I’m Bill Connors, senior pastor, and I don’t know about you, but I have been reminded this weekend of just how much I have to be thankful for that I ordinarily take for granted.
Yes, the last year and a half has been difficult, but God has never left His throne, never taken a break or a nap, and has never been out of control, even though for us it feels like things are that way sometimes.
Praise the Lord for His faithfulness!
If you weren’t able to be here last Sunday morning, I just want to encourage you to go back and watch the message that we were able to hear from missionary Kit Klein, who shared about the missionary task that we are each and all a part of as believers in this world.
It was a great Sunday, and a great meal afterwards.
I want to thank Deanna Chadwick, our church family services chairperson, and the team that she put together for our churchwide Thanksgiving meal.
It was a wonderful time of fellowship and food, and I’m blessed to have been a part of it.
Announcements
Back in June of this year, we had a special service recognizing the ministry of our Pastor Emeritus Larry Miller and his wife Camille as they retired from their respective formal positions within the ministry of Eastern Hills.

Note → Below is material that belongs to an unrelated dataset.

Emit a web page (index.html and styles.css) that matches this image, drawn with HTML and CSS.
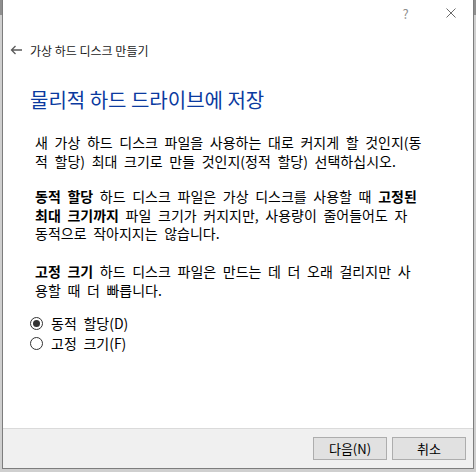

For those of you who have become a part of the Eastern Hills family since that time, Larry served as our senior pastor from 1995 to 2018, and then as part-time paid Pastor Emeritus until the end of 2020.
Camille worked with Eastern Hills Christian Academy beginning in 1997, first as a teacher and then as an administrator, retiring at the end of the 2020-2021 school year.
We took up a collection from the church and the school in order to bless them and say thank you for their combined 48 years of service to this fellowship and Academy.
The purpose of the collection was to help them to put in wood laminate flooring throughout their house, as Larry is confined to a motorized chair now, and any transitions make getting around difficult for him.
Well, I was able to go over and see the finished product the week before Thanksgiving, and the floors look incredible!
Here are some pictures.
You might notice in the pictures that there is a transition board at the entrance to the hallway from the living room, but any of those have since been removed and now are level with the rest of the floor.
Larry said his house now is like driving on glass, and I know both Larry and Camille are incredibly appreciative of your generosity, church.
And the total amount given was almost exactly what they needed!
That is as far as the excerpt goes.